When Peter Barksdale (Larry Sharp) came on board as president of a small Midwestern college, he proceeded to take the liberal out of liberal arts.
Barksdale is a guy who thinks Sandra Day O'Connor and William Rehnquist are not "true conservatives." He's a misfit in academia, certainly -- until the right-wing movement of the late 1970s blossoms with the election of President Ronald Reagan. Suddenly, money pours into the college, and Barksdale becomes an iconic figure among fiscal conservatives and Moral Majority types.
Except there's a problem: Peter Barksdale is having an ongoing affair with his son's wife, Kathy (Dena Tyler).
William C. Kovacsik's "The Barksdale Confession" is a smartly acted drama, with many cleverly written passages. The play is narrated by the cuckolded son, P.J. (Jeff Paul), who presents the story by stepping into scenes from his own memory and imagination. He turns up, for instance, at the moment when his father and Kathy first debate doing the deed -- and he offers his own bitter running commentary.

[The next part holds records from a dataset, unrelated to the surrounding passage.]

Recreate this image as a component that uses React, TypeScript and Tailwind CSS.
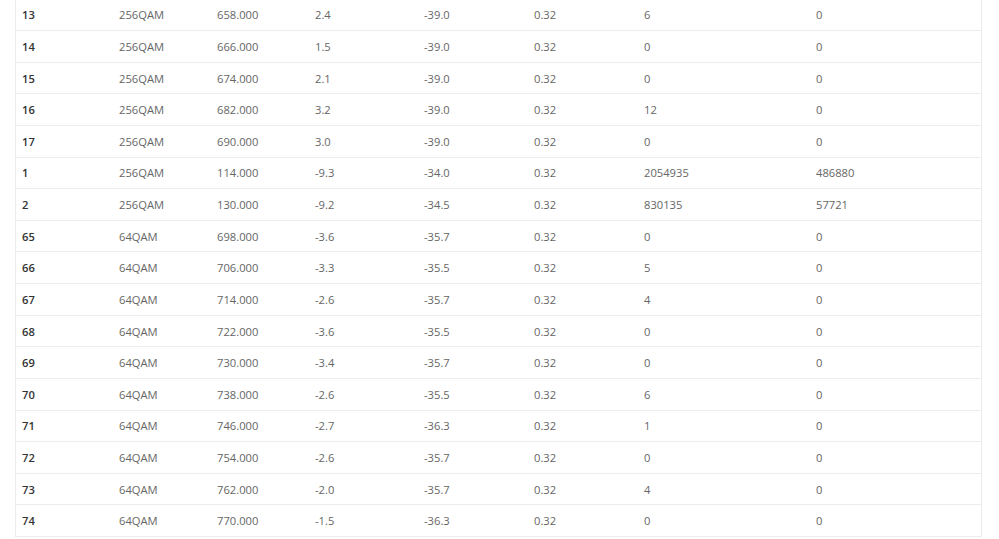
const rows: string[][] = [
  ["13", "256QAM", "658.000", "2.4", "-39.0", "0.32", "6", "0"],
  ["14", "256QAM", "666.000", "1.5", "-39.0", "0.32", "0", "0"],
  ["15", "256QAM", "674.000", "2.1", "-39.0", "0.32", "0", "0"],
  ["16", "256QAM", "682.000", "3.2", "-39.0", "0.32", "12", "0"],
  ["17", "256QAM", "690.000", "3.0", "-39.0", "0.32", "0", "0"],
  ["1", "256QAM", "114.000", "-9.3", "-34.0", "0.32", "2054935", "486880"],
  ["2", "256QAM", "130.000", "-9.2", "-34.5", "0.32", "830135", "57721"],
  ["65", "64QAM", "698.000", "-3.6", "-35.7", "0.32", "0", "0"],
  ["66", "64QAM", "706.000", "-3.3", "-35.5", "0.32", "5", "0"],
  ["67", "64QAM", "714.000", "-2.6", "-35.7", "0.32", "4", "0"],
  ["68", "64QAM", "722.000", "-3.6", "-35.5", "0.32", "0", "0"],
  ["69", "64QAM", "730.000", "-3.4", "-35.7", "0.32", "0", "0"],
  ["70", "64QAM", "738.000", "-2.6", "-35.5", "0.32", "6", "0"],
  ["71", "64QAM", "746.000", "-2.7", "-36.3", "0.32", "1", "0"],
  ["72", "64QAM", "754.000", "-2.6", "-35.7", "0.32", "0", "0"],
  ["73", "64QAM", "762.000", "-2.0", "-35.7", "0.32", "4", "0"],
  ["74", "64QAM", "770.000", "-1.5", "-36.3", "0.32", "0", "0"],
];

export default function App() {
  return (
    <div className="w-[999px] h-[539px] overflow-hidden bg-white font-['Open_Sans',sans-serif] text-[11.2px]">
      <div className="ml-[15px] mt-[-0.6px] w-[967px] border-x border-[#ececec]">
        {rows.map((r, i) => (
          <div
            key={i}
            className="grid grid-cols-[97px_98px_98px_109px_110px_110px_172px_171px] h-[31.625px] items-center border-b border-[#ececec]"
          >
            {r.map((c, j) => (
              <div
                key={j}
                className={
                  j === 0
                    ? "pl-[6px] pt-[2px] font-semibold text-[#333]"
                    : "pl-[6px] pt-[2px] text-[#666]"
                }
              >
                {c}
              </div>
            ))}
          </div>
        ))}
      </div>
    </div>
  );
}
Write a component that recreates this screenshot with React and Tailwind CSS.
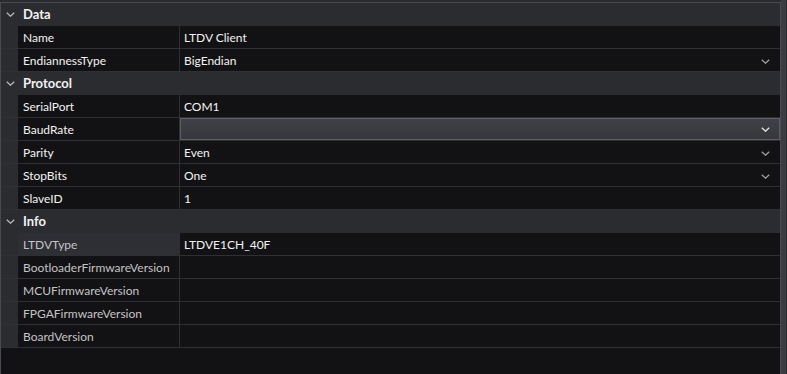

Kovacsik and director Richard Kent Green ride the play's earnestness awfully close to the edge of comic satire. When Kathy and Peter first meet and start quoting to each other extended passages from Ayn Rand's "The Fountainhead," it's difficult to take the scene seriously. Finding the right stylistic balance is tricky for the actors, too, especially Sharp and Tyler, but they succeed. (Certainly they've studied Republican politicos' behavior: Sharp even has a slyly conspiratorial -- but ultimately meaningless -- little wink. It's pure Dubya.)
Barksdale's eventual confession (apparently a sincere one) complicates the simple satisfaction we feel in seeing a pompous hypocrite crash and burn. One goes away still pondering what it is that makes guys like Barksdale tick -- but also what it is that the play, finally, is saying about them.